-- begin Data lines --

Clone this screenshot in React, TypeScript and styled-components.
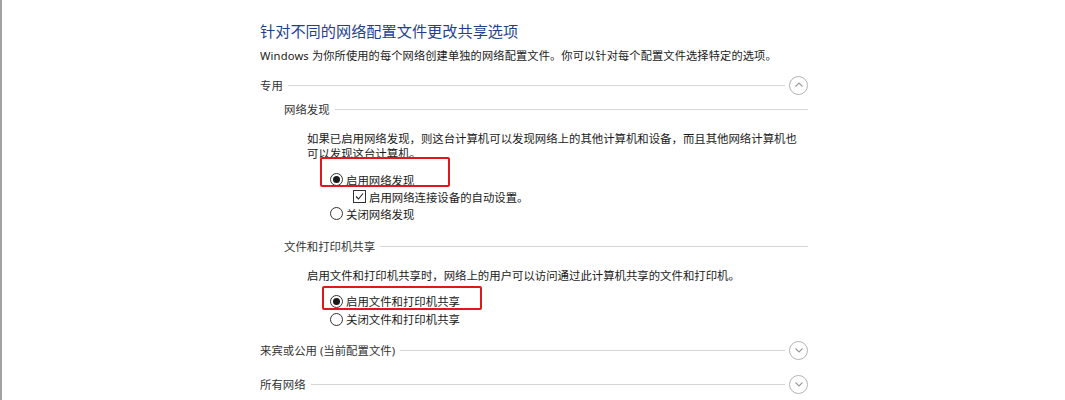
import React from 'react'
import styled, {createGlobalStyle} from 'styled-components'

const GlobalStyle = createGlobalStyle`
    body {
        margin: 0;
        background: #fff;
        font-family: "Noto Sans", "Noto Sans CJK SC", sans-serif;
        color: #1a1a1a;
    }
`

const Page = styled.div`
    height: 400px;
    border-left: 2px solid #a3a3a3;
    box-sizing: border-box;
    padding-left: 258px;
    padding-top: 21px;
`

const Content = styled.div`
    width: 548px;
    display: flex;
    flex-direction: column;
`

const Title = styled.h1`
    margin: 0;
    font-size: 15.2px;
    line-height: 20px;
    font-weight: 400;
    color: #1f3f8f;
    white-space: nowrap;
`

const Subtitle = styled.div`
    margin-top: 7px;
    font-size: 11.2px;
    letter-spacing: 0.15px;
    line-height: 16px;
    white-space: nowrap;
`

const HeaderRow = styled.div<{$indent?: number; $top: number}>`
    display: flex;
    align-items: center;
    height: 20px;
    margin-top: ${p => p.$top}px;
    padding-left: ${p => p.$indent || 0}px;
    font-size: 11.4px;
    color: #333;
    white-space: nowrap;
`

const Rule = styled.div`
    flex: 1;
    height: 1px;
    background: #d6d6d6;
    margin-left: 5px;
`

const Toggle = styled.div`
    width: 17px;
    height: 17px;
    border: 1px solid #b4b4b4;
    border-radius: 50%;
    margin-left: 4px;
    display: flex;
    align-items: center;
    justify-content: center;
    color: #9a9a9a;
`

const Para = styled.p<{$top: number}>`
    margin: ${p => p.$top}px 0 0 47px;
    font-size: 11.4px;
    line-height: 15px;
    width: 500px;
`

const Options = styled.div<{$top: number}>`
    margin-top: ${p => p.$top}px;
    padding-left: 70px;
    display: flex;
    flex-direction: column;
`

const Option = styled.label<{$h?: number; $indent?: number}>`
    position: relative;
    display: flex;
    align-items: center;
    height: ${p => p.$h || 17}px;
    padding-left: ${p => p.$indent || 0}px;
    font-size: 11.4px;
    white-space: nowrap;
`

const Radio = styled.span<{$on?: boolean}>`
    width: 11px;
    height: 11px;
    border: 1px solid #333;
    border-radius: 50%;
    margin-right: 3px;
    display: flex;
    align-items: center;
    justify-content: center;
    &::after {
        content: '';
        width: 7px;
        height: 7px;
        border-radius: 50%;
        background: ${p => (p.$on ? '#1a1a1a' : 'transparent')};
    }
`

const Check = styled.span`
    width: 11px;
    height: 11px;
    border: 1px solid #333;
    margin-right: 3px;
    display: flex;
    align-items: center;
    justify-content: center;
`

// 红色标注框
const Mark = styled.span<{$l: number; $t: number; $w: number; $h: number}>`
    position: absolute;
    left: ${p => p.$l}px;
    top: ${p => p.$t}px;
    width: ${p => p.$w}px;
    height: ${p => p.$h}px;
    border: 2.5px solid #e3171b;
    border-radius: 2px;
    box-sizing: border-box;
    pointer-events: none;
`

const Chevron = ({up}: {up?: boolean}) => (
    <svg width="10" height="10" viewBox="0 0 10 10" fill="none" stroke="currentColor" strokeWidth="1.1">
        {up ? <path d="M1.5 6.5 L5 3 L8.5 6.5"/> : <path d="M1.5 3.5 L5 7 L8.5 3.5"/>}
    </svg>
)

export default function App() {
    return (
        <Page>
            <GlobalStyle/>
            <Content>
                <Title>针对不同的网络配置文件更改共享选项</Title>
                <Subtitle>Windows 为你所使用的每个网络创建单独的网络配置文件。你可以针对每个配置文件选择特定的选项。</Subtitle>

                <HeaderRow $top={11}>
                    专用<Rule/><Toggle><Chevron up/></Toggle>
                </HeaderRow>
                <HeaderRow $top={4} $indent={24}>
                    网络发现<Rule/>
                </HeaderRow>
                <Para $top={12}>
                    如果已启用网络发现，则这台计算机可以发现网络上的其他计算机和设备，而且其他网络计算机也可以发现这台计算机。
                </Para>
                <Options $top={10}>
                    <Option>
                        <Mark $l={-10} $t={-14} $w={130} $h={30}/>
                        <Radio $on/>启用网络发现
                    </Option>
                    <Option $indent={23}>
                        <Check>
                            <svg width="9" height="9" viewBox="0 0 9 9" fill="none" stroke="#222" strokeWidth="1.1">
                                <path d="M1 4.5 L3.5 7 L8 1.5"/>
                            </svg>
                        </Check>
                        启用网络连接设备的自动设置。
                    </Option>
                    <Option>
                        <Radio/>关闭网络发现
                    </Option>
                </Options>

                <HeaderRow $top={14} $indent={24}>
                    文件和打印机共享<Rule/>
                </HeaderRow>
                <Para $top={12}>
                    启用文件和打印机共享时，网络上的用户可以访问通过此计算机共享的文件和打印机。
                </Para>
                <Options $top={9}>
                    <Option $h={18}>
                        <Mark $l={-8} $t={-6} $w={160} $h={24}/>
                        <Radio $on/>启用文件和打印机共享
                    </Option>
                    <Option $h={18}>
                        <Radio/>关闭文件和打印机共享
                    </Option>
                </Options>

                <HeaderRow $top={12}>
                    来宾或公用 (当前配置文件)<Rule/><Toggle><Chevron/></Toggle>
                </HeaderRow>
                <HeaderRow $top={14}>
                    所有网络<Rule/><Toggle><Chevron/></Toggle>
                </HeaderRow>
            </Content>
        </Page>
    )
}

-- end Data lines --

> The task: Tally up the lines in the preceding listing that contain the string "components". Respond with the number and nothing else.

> Answer to the exercise: 2